One plane has landed at a US Air Force air base in California, and its passengers will be isolated at military facilities for 14 days.
There were some 400 Americans on board the Diamond Princess. The ship with some 3,700 passengers and crew has been in quarantine since 3 February.
Meanwhile, China reported a total of 2,048 new cases on Monday.
Of those new cases, 1,933 were from Hubei province, the epicentre of the outbreak.
More than 70,500 people across China have been infected by the virus. In Hubei alone, the official number of cases stands at 58,182, with 1,692 deaths. Most new cases and deaths have been reported in Wuhan, Hubei's largest city.
What's happening to the Diamond Princess?
The cruise ship was put in quarantine in Japan's port of Yokohama after a man who disembarked in Hong Kong was found to have the virus.
On Sunday, Japanese officials said the number of infections on the ship had risen by 70 to 355, making it the largest cluster of cases outside China.
At least 40 US citizens who were on board are infected and will be treated in Japan, Dr Anthony Fauci, Director of the National Institute of Allergy and Infectious Diseases told US broadcaster CBS.
The two aircraft chartered by the US government left Tokyo's Haneda Airport in the early hours of Monday. The second flight was due to land at another base in Texas.
More than 300 passengers are being repatriated voluntarily, the US state department said. Fourteen of them were reported during transit to have tested positive for the virus and were being kept separate from the other passengers, it said.
Those entering the US will undergo a 14-day quarantine, on top of the time they have already spent confined on the ship.
"And the reason for that," Dr Fauci added, "is that the degree of transmissibility, on that cruise ship, is essentially akin to being in a hotspot."
Some of the Americans have declined to be evacuated, preferring to wait until the ship quarantine comes to an end on 19 February.

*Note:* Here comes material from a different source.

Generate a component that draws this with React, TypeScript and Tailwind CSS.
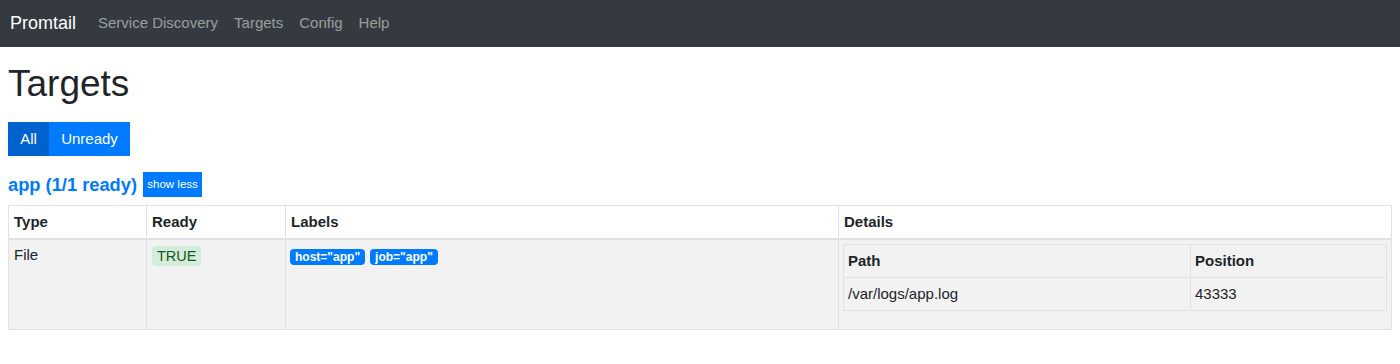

Passenger Matt Smith, a lawyer, said he would not want to travel on a bus to the plane with possibly infected people.
To assist with relief efforts, Japan's government has given away 2,000 iPhones to passengers on the ship - one for each cabin.
The smartphones were distributed so people could use an app, created by Japan's health ministry, which links users with doctors, pharmacists and mental health counsellors. Phones registered outside of Japan are unable to access the app.
Other evacuation flights have been arranged to repatriate residents of Israel, Hong Kong and Canada. On Monday, Australia announced that it would evacuate 200 of its citizens too.